Markets fell last week, with both the S&P 500 and the STOXX Europe 600 falling 1.3 percent.
Both indices saw gains for the second quarter though. The S&P 500 rose 2.9 percent while the STOXX Europe 600 rose 2.4 percent.
Last quarter's gain helped the S&P 500 finish the first half of 2018 up 1.7 percent but the STOXX Europe 600 still finished the first half with a decline of 2.4 percent.
However, the S&P 500 may not remain unscathed in the second half of 2018.
Craig Johnson, chief market technician at Piper Jaffray, told CNBC last week that as the Federal Reserve tightens monetary policy, the spread between the 10- and 2-year Treasury bond yields is likely to continue flattening.
Johnson said that as the curve flattens and possibly inverts, economic growth could slow and equities could be hit, with the financials sector being especially affected.

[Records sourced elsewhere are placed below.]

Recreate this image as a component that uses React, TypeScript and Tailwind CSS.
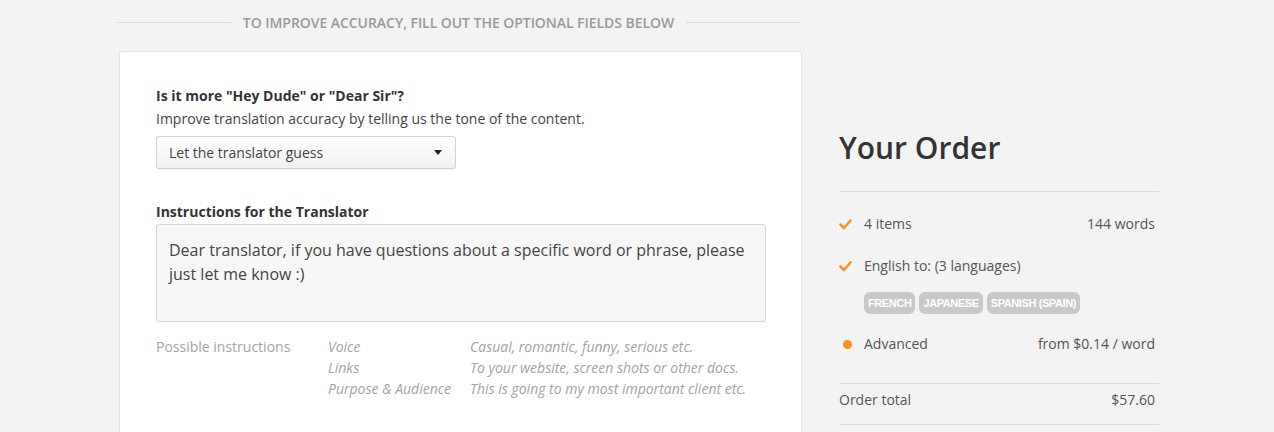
import React from 'react';

const hints = [
  ['Voice', 'Casual, romantic, funny, serious etc.'],
  ['Links', 'To your website, screen shots or other docs.'],
  ['Purpose & Audience', 'This is going to my most important client etc.'],
];

const languages = ['French', 'Japanese', 'Spanish (Spain)'];

function Check() {
  return (
    <svg width="13" height="11" viewBox="0 0 13 11" className="shrink-0">
      <path d="M1.5 5.5 L5 9 L11.5 1.5" fill="none" stroke="#f7931e" strokeWidth="2.6" strokeLinecap="round" strokeLinejoin="round" />
    </svg>
  );
}

export default function App() {
  return (
    <div className="min-h-[432px] bg-[#f3f3f3] font-['Open_Sans',sans-serif] overflow-hidden">
      <div className="flex pl-[117px]">
        {/* form column */}
        <div className="w-[685px] shrink-0">
          <div className="flex items-center h-[44px] mr-[2px]">
            <div className="flex-1 h-px bg-[#dcdcdc]" />
            <div className="px-[12px] text-[14px] font-semibold uppercase text-[#9a9a9a] tracking-[-0.05px]">
              To improve accuracy, fill out the optional fields below
            </div>
            <div className="flex-1 h-px bg-[#dcdcdc]" />
          </div>

          <div className="ml-[2px] mt-[7px] h-[400px] bg-white border border-[#e4e4e4] rounded-[3px] shadow-[0_1px_2px_rgba(0,0,0,0.06)] pl-[36px] pr-[36px] pt-[34px]">
            <div className="text-[14px] leading-[20px] font-bold text-[#333]">
              Is it more "Hey Dude" or "Dear Sir"?
            </div>
            <div className="text-[14px] leading-[20px] text-[#444] mt-[3px]">
              Improve translation accuracy by telling us the tone of the content.
            </div>
            <div className="mt-[7px] w-[300px] h-[33px] flex items-center justify-between pl-[12px] pr-[13px] border border-[#d2d2d2] rounded-[3px] bg-gradient-to-b from-white to-[#f1f1f1] shadow-[0_1px_1px_rgba(0,0,0,0.05)] text-[14px] text-[#444]">
              <span>Let the translator guess</span>
              <svg width="8" height="5" viewBox="0 0 8 5">
                <path d="M0 0 L8 0 L4 5 Z" fill="#222" />
              </svg>
            </div>

            <div className="mt-[33px] text-[14px] leading-[20px] font-bold text-[#333]">
              Instructions for the Translator
            </div>
            <div className="mt-[2px] w-[610px] h-[98px] border border-[#d6d6d6] rounded-[3px] bg-[#f7f7f7] px-[12px] pt-[13px] text-[16px] leading-[24px] text-[#444]">
              Dear translator, if you have questions about a specific word or phrase, please just let me know :)
            </div>

            <div className="mt-[14px] flex text-[14px] leading-[21px] text-[#a3a3a3]">
              <div className="w-[172px] shrink-0">Possible instructions</div>
              <div className="grid grid-cols-[142px_1fr] italic">
                {hints.map(([k, v]) => (
                  <React.Fragment key={k}>
                    <div>{k}</div>
                    <div>{v}</div>
                  </React.Fragment>
                ))}
              </div>
            </div>
          </div>
        </div>

        {/* order column */}
        <div className="ml-[37px] w-[320px] shrink-0 pt-[126px]">
          <div className="text-[30px] leading-[44px] text-[#333] font-semibold">Your Order</div>
          <div className="mt-[21px] h-px bg-[#dcdcdc]" />

          <div className="mt-[22px] flex items-center justify-between text-[14px] leading-[20px] text-[#555] pr-[4px]">
            <div className="flex items-center gap-[12px]">
              <Check />
              <span>4 items</span>
            </div>
            <span>144 words</span>
          </div>

          <div className="mt-[22px] flex items-center gap-[12px] text-[14px] leading-[20px] text-[#555]">
            <Check />
            <span>English to: (3 languages)</span>
          </div>
          <div className="mt-[16px] ml-[25px] flex gap-[4px]">
            {languages.map(l => (
              <span key={l} className="h-[22px] px-[4px] flex items-center rounded-[6px] bg-[#c9c9c9] text-white text-[11px] font-bold uppercase font-['Liberation_Sans',sans-serif] tracking-[-0.4px]">
                {l}
              </span>
            ))}
          </div>

          <div className="mt-[20px] flex items-center justify-between text-[14px] leading-[20px] text-[#555] pr-[4px]">
            <div className="flex items-center">
              <span className="ml-[4px] w-[9px] h-[9px] rounded-full bg-[#f7931e]" />
              <span className="ml-[12px]">Advanced</span>
            </div>
            <span>from $0.14 / word</span>
          </div>

          <div className="mt-[29px] h-px bg-[#dcdcdc]" />
          <div className="h-[40px] pt-[6px] flex items-start justify-between text-[14px] leading-[20px] text-[#555] pr-[4px]">
            <span>Order total</span>
            <span>$57.60</span>
          </div>
          <div className="h-px bg-[#dcdcdc]" />
        </div>
      </div>
    </div>
  );
}
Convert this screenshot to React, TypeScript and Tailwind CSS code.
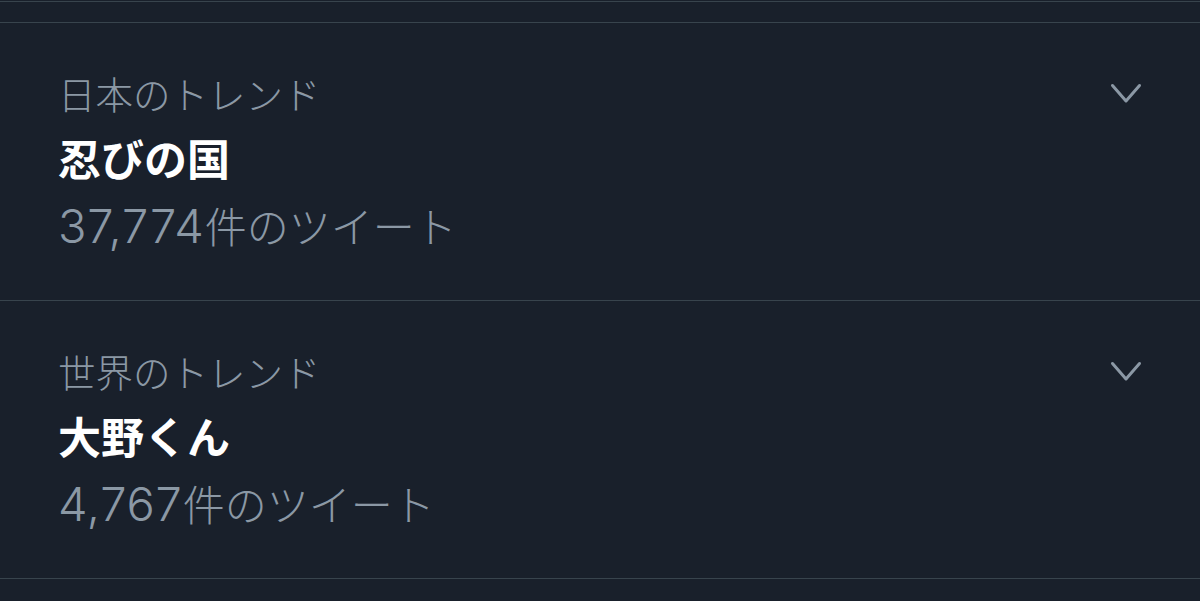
import React from "react";

const Chevron = () => (
  <svg width="34" height="24" viewBox="0 0 34 24" fill="none" className="shrink-0">
    <path d="M3.5 4.5 L17 20 L30.5 4.5" stroke="#8b98a5" strokeWidth="3" strokeLinecap="round" strokeLinejoin="round" />
  </svg>
);

const Trend = ({ label, title, num, rest }: { label: string; title: string; num: string; rest: string }) => (
  <div className="pt-[38px] pb-[37px] pl-[58px] pr-[57px] border-b border-[#38444d]">
    <div className="flex items-center justify-between h-[64px]">
      <div className="text-[37.5px] leading-[64px] text-[#8b98a5] font-light">{label}</div>
      <Chevron />
    </div>
    <div className="h-[64px] text-[43px] leading-[64px] font-bold text-white">{title}</div>
    <div className="h-[74px] text-[42px] leading-[72px] text-[#8b98a5] font-light">
      <span className="text-[47px] font-light tracking-[0.8px]" style={{ fontFamily: '"Inter", "Noto Sans CJK JP", sans-serif' }}>
        {num}
      </span>
      <span>{rest}</span>
    </div>
  </div>
);

export default function App() {
  return (
    <div
      className="w-[1200px] h-[601px] bg-[#19202b] overflow-hidden"
      style={{ fontFamily: '"Noto Sans CJK JP", "Noto Sans", sans-serif' }}
    >
      <div className="mt-[1px] h-[22px] border-y border-[#38444d]" />
      <Trend label="日本のトレンド" title="忍びの国" num="37,774" rest="件のツイート" />
      <Trend label="世界のトレンド" title="大野くん" num="4,767" rest="件のツイート" />
    </div>
  );
}
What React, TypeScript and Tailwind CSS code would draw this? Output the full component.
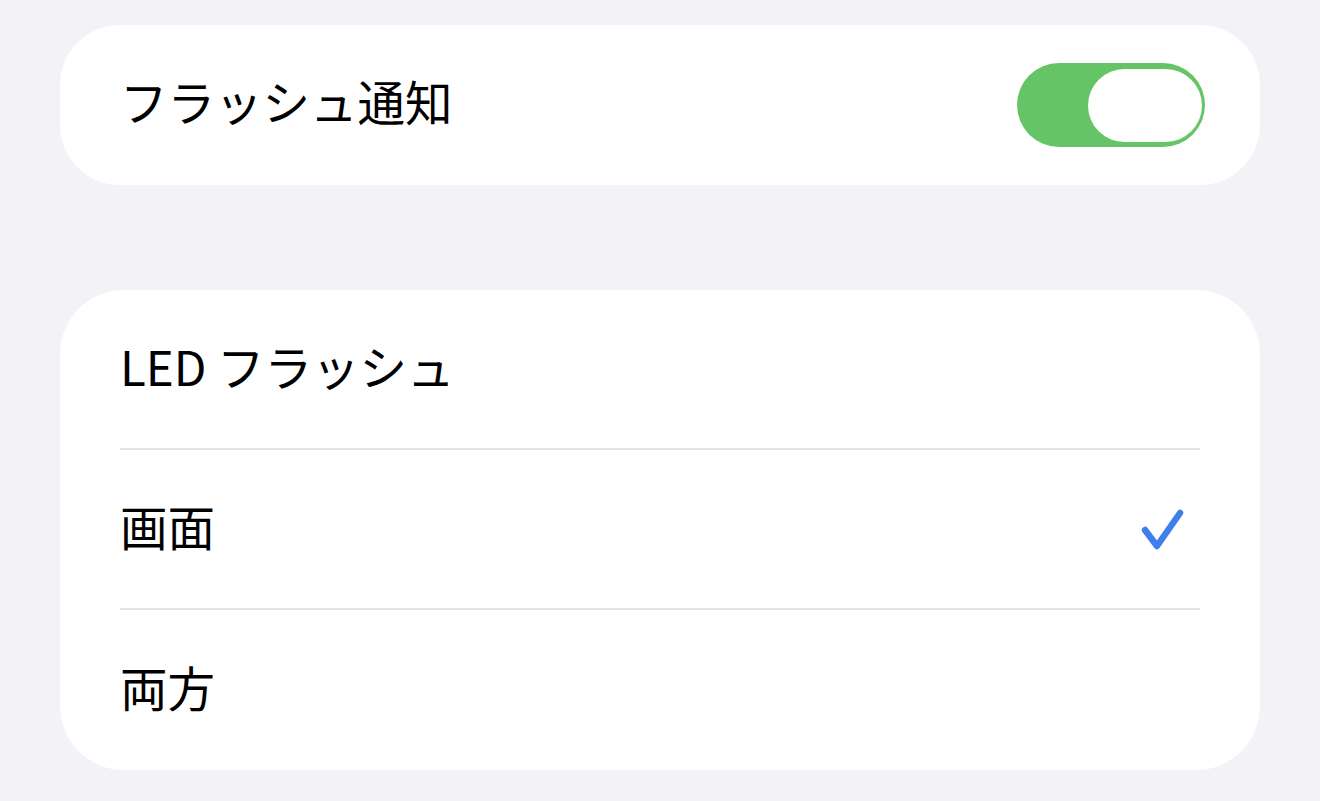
export default function App() {
  const options = [
    { label: 'LED フラッシュ', checked: false },
    { label: '画面', checked: true },
    { label: '両方', checked: false },
  ];

  return (
    <div
      className="min-h-screen bg-[#f2f2f7] px-[60px] pt-[25px] pb-[31px] text-black"
      style={{ fontFamily: '"Noto Sans CJK JP", "Noto Sans", sans-serif' }}
    >
      <div className="h-[160px] bg-white rounded-[60px] pl-[60px] pr-[55px] flex items-center justify-between">
        <span className="text-[47.5px] leading-none pb-[8px]">フラッシュ通知</span>
        <div className="w-[188px] h-[84px] rounded-full bg-[#65c466] flex items-center justify-end pr-[3px]">
          <div className="w-[114px] h-[73px] rounded-full bg-white"></div>
        </div>
      </div>

      <div className="mt-[105px] bg-white rounded-[64px] px-[60px]">
        {options.map((opt, idx) => (
          <div
            key={opt.label}
            className={
              idx < options.length - 1
                ? 'h-[160px] flex items-center justify-between border-b-2 border-[#e3e3e8]'
                : 'h-[160px] flex items-center justify-between'
            }
          >
            <span className="text-[47.5px] leading-none pb-[6px]">{opt.label}</span>
            {opt.checked && (
              <svg width="50" height="46" viewBox="0 0 50 46" className="mr-[14px]">
                <path
                  d="M9 24 L21 40 L44 7"
                  fill="none"
                  stroke="#3d80ec"
                  strokeWidth="6.5"
                  strokeLinecap="round"
                  strokeLinejoin="round"
                />
              </svg>
            )}
          </div>
        ))}
      </div>
    </div>
  );
}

Meanwhile, corporate credit markets are already showing signs of stress.
According to Bank of America Merrill Lynch, high grade bond funds have posted outflows for five weeks in a row, and high yield funds have posted outflows for 32 consecutive weeks.
“The credit cycle is past its peak, and credit tends to lead equities in signalling a maturing cycle,” wrote TS Lombard analysts in a note earlier this month.
Indeed, stocks already look vulnerable, according to John Hussman, president of Hussman Investment Trust.
Hussman noted that “present market conditions reflect not only extreme valuations” but also “deterioration in market internals”. He suggested that “investors should seriously consider the prospect of a market decline on the order of -65% from the recent market highs”.